» Task input
** Begin **
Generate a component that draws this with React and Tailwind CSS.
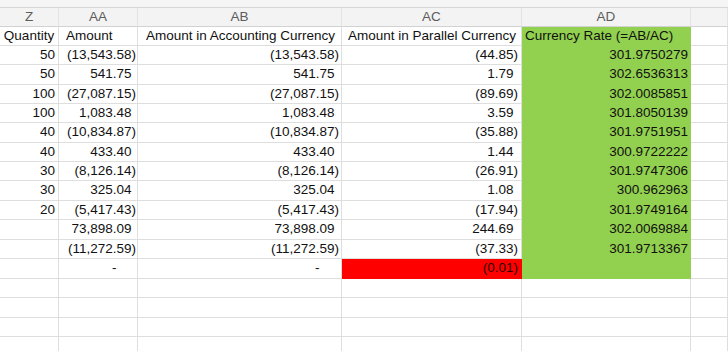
import React from "react";

const FONT = { fontFamily: '"Liberation Sans", Arial, sans-serif' };

const W = ["w-[59px]", "w-[79px]", "w-[204px]", "w-[180px]", "w-[169px]", "flex-1"];

const data = [
  ["50", "(13,543.58)", "(13,543.58)", "(44.85)", "301.9750279"],
  ["50", "541.75", "541.75", "1.79", "302.6536313"],
  ["100", "(27,087.15)", "(27,087.15)", "(89.69)", "302.0085851"],
  ["100", "1,083.48", "1,083.48", "3.59", "301.8050139"],
  ["40", "(10,834.87)", "(10,834.87)", "(35.88)", "301.9751951"],
  ["40", "433.40", "433.40", "1.44", "300.9722222"],
  ["30", "(8,126.14)", "(8,126.14)", "(26.91)", "301.9747306"],
  ["30", "325.04", "325.04", "1.08", "300.962963"],
  ["20", "(5,417.43)", "(5,417.43)", "(17.94)", "301.9749164"],
  ["", "73,898.09", "73,898.09", "244.69", "302.0069884"],
  ["", "(11,272.59)", "(11,272.59)", "(37.33)", "301.9713367"],
];

const dataH = ["h-[19px]", "h-[20px]", "h-[19px]", "h-[19px]", "h-[20px]", "h-[19px]", "h-[19px]", "h-[20px]", "h-[19px]", "h-[20px]", "h-[19px]"];
const emptyH = ["h-[19px]", "h-[20px]", "h-[19px]", "h-[15px]"];

function Acc({ v }) {
  if (!v) return null;
  if (v.startsWith("(")) return <span>{v}</span>;
  return (
    <span>
      {v}
      <span className="invisible">)</span>
    </span>
  );
}

function Dash() {
  return (
    <span>
      -<span className="invisible">00)</span>
    </span>
  );
}

const cell = "box-border h-full border-r border-b border-[#dedede] flex items-center whitespace-nowrap overflow-hidden";
const green = "box-border h-full border-r border-b border-[#92d050] bg-[#92d050] flex items-center justify-end whitespace-nowrap overflow-hidden";

export default function App() {
  return (
    <div className="w-[728px] h-[351px] overflow-hidden bg-white text-[13.5px] text-[#111]" style={FONT}>
      <div className="h-[8px] bg-[#f5f5f5] border-b border-[#d6d6d6] box-border" />
      <div className="flex h-[19px] bg-[#f3f3f3] text-[#5c5c5c]">
        {["Z", "AA", "AB", "AC", "AD", ""].map((l, i) => (
          <div key={i} className={`${W[i]} box-border h-full border-r border-b border-r-[#e2e2e2] border-b-[#d2d2d2] flex items-center justify-center`}>
            {l}
          </div>
        ))}
      </div>
      <div className="flex h-[19px]">
        <div className={`${W[0]} ${cell} justify-center`}>Quantity</div>
        <div className={`${W[1]} ${cell} pl-[7px]`}>Amount</div>
        <div className={`${W[2]} ${cell} pl-[8px]`}>Amount in Accounting Currency</div>
        <div className={`${W[3]} ${cell} pl-[6px]`}>Amount in Parallel Currency</div>
        <div className={`${W[4]} ${green} justify-start pl-[3px]`}>Currency Rate (=AB/AC)</div>
        <div className={`${W[5]} ${cell}`} />
      </div>
      {data.map((r, i) => (
        <div key={i} className={`flex ${dataH[i]}`}>
          <div className={`${W[0]} ${cell} justify-end pr-[3px]`}>{r[0]}</div>
          <div className={`${W[1]} ${cell} justify-end pr-[1px]`}>
            <Acc v={r[1]} />
          </div>
          <div className={`${W[2]} ${cell} justify-end pr-[2px]`}>
            <Acc v={r[2]} />
          </div>
          <div className={`${W[3]} ${cell} justify-end pr-[3px]`}>
            <Acc v={r[3]} />
          </div>
          <div className={`${W[4]} ${green} pr-[2px]`}>{r[4]}</div>
          <div className={`${W[5]} ${cell}`} />
        </div>
      ))}
      <div className="flex h-[20px]">
        <div className={`${W[0]} ${cell}`} />
        <div className={`${W[1]} ${cell} justify-end pr-[1px]`}>
          <Dash />
        </div>
        <div className={`${W[2]} ${cell} justify-end pr-[2px]`}>
          <Dash />
        </div>
        <div className={`${W[3]} box-border h-full border-r border-b border-[#ff0000] bg-[#ff0000] flex items-center justify-end pr-[3px] text-[#2a0000]`}>
          (0.01)
        </div>
        <div className={`${W[4]} ${green}`} />
        <div className={`${W[5]} ${cell}`} />
      </div>
      {emptyH.map((h, i) => (
        <div key={i} className={`flex ${h}`}>
          {W.map((w, j) => (
            <div key={j} className={`${w} ${cell}`} />
          ))}
        </div>
      ))}
    </div>
  );
}
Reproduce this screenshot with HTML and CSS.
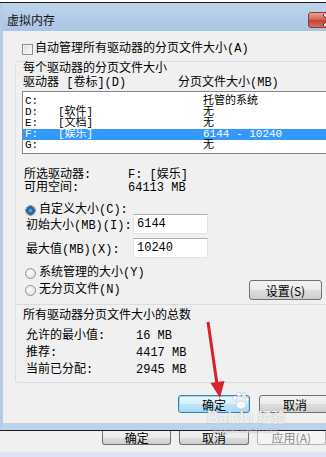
FILE: index.html
```html
<!DOCTYPE html>
<html lang="zh-CN">
<head>
  <meta charset="UTF-8" />
  <meta name="viewport" content="width=device-width, initial-scale=1.0"/>
  <title>虚拟内存</title>
  <link rel="stylesheet" href="styles.css">
</head>
<body>
  <div class="behind-top"></div>

  <div class="dialog">
    <div class="titlebar">
      <span class="title">虚拟内存</span>
      <span class="close">
        <svg width="14" height="12" viewBox="0 0 14 12">
          <path d="M2 1 L12 11 M12 1 L2 11" stroke="#6b2a25" stroke-width="4" stroke-linecap="round"/>
          <path d="M2 1 L12 11 M12 1 L2 11" stroke="#fff" stroke-width="2" stroke-linecap="round"/>
        </svg>
      </span>
    </div>

    <div class="client">
      <div class="check-row"><span class="checkbox"></span>自动管理所有驱动器的分页文件大小(A)</div>

      <div class="group group-drives">
        <div class="group-title">每个驱动器的分页文件大小</div>
        <div class="list-head"><span>驱动器 [卷标](D)</span><span>分页文件大小(MB)</span></div>
        <div class="listbox">
          <div class="list-row"><span>C:</span><span></span><span>托管的系统</span></div>
          <div class="list-row"><span>D:</span><span>[软件]</span><span>无</span></div>
          <div class="list-row"><span>E:</span><span>[文档]</span><span>无</span></div>
          <div class="list-row selected"><span>F:</span><span>[娱乐]</span><span>6144 - 10240</span></div>
          <div class="list-row"><span>G:</span><span></span><span>无</span></div>
        </div>

        <div class="info">
          <div class="info-row"><span>所选驱动器:</span><span>F: [娱乐]</span></div>
          <div class="info-row"><span>可用空间:</span><span>64113 MB</span></div>
        </div>

        <div class="radio-row first"><span class="radio checked"></span>自定义大小(C):</div>
        <div class="size-row first"><span>初始大小(MB)(I):</span><span class="textbox">6144</span></div>
        <div class="size-row"><span>最大值(MB)(X):</span><span class="textbox">10240</span></div>
        <div class="radio-row system"><span class="radio"></span>系统管理的大小(Y)</div>
        <div class="last-row">
          <div class="radio-row"><span class="radio"></span>无分页文件(N)</div>
          <span class="button set-btn">设置(S)</span>
        </div>
      </div>

      <div class="group group-total">
        <div class="group-title">所有驱动器分页文件大小的总数</div>
        <div class="totals">
          <div class="total-row"><span>允许的最小值:</span><span>16 MB</span></div>
          <div class="total-row"><span>推荐:</span><span>4417 MB</span></div>
          <div class="total-row"><span>当前已分配:</span><span>2945 MB</span></div>
        </div>
      </div>

      <div class="dialog-buttons">
        <span class="button default">确定</span>
        <span class="button">取消</span>
      </div>
    </div>
  </div>

  <div class="behind-bottom">
    <div class="behind-buttons">
      <span class="button cut">确定</span>
      <span class="button cut">取消</span>
      <span class="button cut disabled">应用(A)</span>
    </div>
    <div class="footer-strip"></div>
  </div>

  <!-- red arrow drawn over the screenshot -->
  <svg class="arrow" width="326" height="457" viewBox="0 0 326 457">
    <line x1="208" y1="322" x2="217" y2="384" stroke="#d8232c" stroke-width="3"/>
    <polygon points="220,398 224.5,381 210.5,383" fill="#d8232c"/>
  </svg>

  <div class="watermark">
    <div class="wm-logo">
      <span class="wm-bai">Bai</span>
      <svg class="wm-paw" width="18" height="22" viewBox="0 0 18 22">
        <circle cx="4" cy="6" r="2.3"/>
        <circle cx="8" cy="2.6" r="2.3"/>
        <circle cx="13" cy="3" r="2.3"/>
        <circle cx="16" cy="7.5" r="2"/>
        <ellipse cx="10" cy="13" rx="5" ry="4"/>
      </svg>
      <span class="wm-du">du</span>
      <span class="wm-jy">经验</span>
    </div>
    <div class="wm-url">jingyan.baidu.com</div>
  </div>
</body>
</html>
```

FILE: styles.css
```css
:root {
  --face: #f0f0f0;
  --frame: #b9d1ea;
  --group-line: #d5dfe5;
  --select: #3399ff;
}

* {
  box-sizing: border-box;
}

html, body {
  margin: 0;
}

body {
  width: 326px;
  height: 457px;
  overflow: hidden;
  position: relative;
  background: var(--face);
  font-family: "Liberation Mono", "Noto Sans CJK SC", monospace;
  font-size: 12px;
  color: #000;
}

.behind-top {
  height: 3px;
  background: #fff;
  border-bottom: 1px solid #1b1b1b;
}

.dialog {
  width: 345px;
  border-left: 3px solid #b3cbe6;
  border-bottom: 7px solid #bcd3ea;
}

.titlebar {
  height: 28px;
  display: flex;
  justify-content: space-between;
  align-items: flex-start;
  padding-left: 4px;
  background: linear-gradient(#bfd4eb, #aac5e3);
}

.title {
  margin-top: 9px;
  line-height: 16px;
  font-family: "Noto Sans CJK SC", sans-serif;
  color: #111;
}

.close {
  margin-top: 9px;
  margin-right: -6px;
  width: 43px;
  height: 16px;
  display: flex;
  align-items: center;
  justify-content: center;
  border: 1px solid #8a3b34;
  border-radius: 3px 0 0 3px;
  background: linear-gradient(#e8a493, #d2604f 50%, #c2402f 51%, #d0755f);
}

.client {
  background: var(--face);
  padding: 10px 8px 10px 12px;
}

.check-row {
  display: flex;
  align-items: center;
  gap: 2px;
  height: 16px;
  line-height: 16px;
  margin-left: 7px;
}

.checkbox {
  width: 11px;
  height: 11px;
  border: 1px solid #8e8f8f;
  background: linear-gradient(135deg, #dcdcdc, #fbfbfb);
  box-shadow: inset 0 0 0 1px #f4f4f4;
}

.group {
  border: 1px solid var(--group-line);
  padding: 0 6px;
}

.group-drives {
  margin-top: 4px;
  border-radius: 3px 3px 0 0;
  padding-bottom: 4px;
}

.group-total {
  border-top: 0;
  border-radius: 0 0 3px 3px;
  padding-top: 5px;
  padding-bottom: 3px;
}

.group-title {
  height: 14px;
  line-height: 14px;
  padding-left: 1px;
}

.group-total .group-title {
  height: 13px;
  line-height: 13px;
}

.list-head {
  display: grid;
  grid-template-columns: 155px auto;
  height: 14px;
  line-height: 14px;
  padding-left: 1px;
}

.listbox {
  margin-top: 1px;
  background: #fff;
  border: 1px solid #828790;
  padding: 4px 0 2px;
}

.list-row {
  display: grid;
  grid-template-columns: 33px 145px auto;
  height: 11px;
  line-height: 11px;
  font-size: 11px;
  padding-left: 2px;
  white-space: pre;
}

.list-row.selected {
  background: var(--select);
  color: #fff;
}

.info {
  margin-top: 15px;
}

.info-row {
  display: grid;
  grid-template-columns: 104px auto;
  height: 13px;
  line-height: 13px;
  padding-left: 2px;
  white-space: pre;
}

.radio-row {
  display: flex;
  align-items: center;
  gap: 3px;
  height: 14px;
  line-height: 14px;
  padding-left: 3px;
}

.radio-row.first {
  margin-top: 8px;
}

.radio-row.system {
  margin-top: 8px;
}

.radio {
  width: 11px;
  height: 11px;
  border-radius: 50%;
  border: 1px solid #8e8f8f;
  background: radial-gradient(circle at 40% 40%, #fdfdfd, #d8d8d8);
}

.radio.checked {
  background: radial-gradient(circle, #6fc2f0 0, #2b79b8 2px, #1b4f80 4px, #e6e6e6 4.5px, #f4f4f4);
}

.size-row {
  display: grid;
  grid-template-columns: 107px 75px;
  align-items: center;
  height: 20px;
  margin-top: 4px;
  padding-left: 4px;
}

.size-row.first {
  margin-top: -3px;
}

.textbox {
  height: 20px;
  line-height: 18px;
  padding-left: 3px;
  background: #fff;
  border: 1px solid #e2e3ea;
  border-top-color: #abadb3;
}

.last-row {
  display: flex;
  justify-content: space-between;
  align-items: center;
  height: 20px;
}

.button {
  display: flex;
  align-items: center;
  justify-content: center;
  width: 72px;
  height: 18px;
  border: 1px solid #707070;
  border-radius: 3px;
  background: linear-gradient(#f2f2f2, #ebebeb 50%, #dddddd 51%, #cfcfcf);
  font-family: "Noto Sans CJK SC", "Liberation Mono", monospace;
}

.set-btn {
  width: 73px;
  height: 20px;
  margin-right: 8px;
}

.button.default {
  border-color: #3c7fb1;
  background: linear-gradient(#eaf6fd, #d9f0fc 50%, #bee6fd 51%, #a7d9f5);
  box-shadow: inset 0 0 0 1px #9fd5f1;
}

.totals {
  margin-top: 5px;
}

.total-row {
  display: grid;
  grid-template-columns: 110px auto;
  height: 17px;
  line-height: 17px;
  padding-left: 4px;
}

.dialog-buttons {
  display: flex;
  justify-content: flex-end;
  gap: 9px;
  margin-top: 12px;
  margin-right: 6px;
}

.behind-bottom {
  border-top: 1px solid #1b1b1b;
  height: 27px;
}

.behind-buttons {
  display: flex;
  gap: 8px;
  padding-left: 102px;
}

.button.cut {
  height: 14px;
  width: 73px;
  border-top: 0;
  border-radius: 0 0 3px 3px;
  line-height: 12px;
}

.button.disabled {
  color: #8a8a8a;
  border-color: #b3b6b9;
  background: #f4f4f4;
}

.footer-strip {
  margin-top: 7px;
  height: 5px;
  background: #dbe6f2;
}

.arrow {
  position: absolute;
  top: 0;
  left: 0;
  pointer-events: none;
}

.watermark {
  position: absolute;
  left: 207px;
  top: 398px;
  color: rgba(255, 255, 255, 0.85);
  text-shadow: 0 0 1px rgba(110, 110, 110, 0.6);
  pointer-events: none;
}

.wm-logo {
  display: flex;
  align-items: flex-end;
  height: 28px;
}

.wm-bai, .wm-du {
  font-family: "Liberation Sans", sans-serif;
  font-weight: bold;
  font-size: 16px;
  line-height: 16px;
}

.wm-paw {
  fill: rgba(255, 255, 255, 0.8);
  stroke: rgba(130, 130, 130, 0.45);
  stroke-width: 0.6;
  margin: 0 -16px 12px -1px;
}

.wm-du {
  margin-left: 1px;
}

.wm-jy {
  font-family: "Noto Sans CJK SC", sans-serif;
  font-weight: bold;
  font-size: 14px;
  line-height: 16px;
  margin-left: 4px;
  margin-bottom: 2px;
}

.wm-url {
  font-family: "Liberation Sans", sans-serif;
  font-size: 8px;
  line-height: 9px;
  margin-left: 6px;
  color: rgba(255, 255, 255, 0.55);
}
```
** End **
» Exercise goal
What is the number of lines in the data that hold the string "this"? Answer with the number only.

» In response
2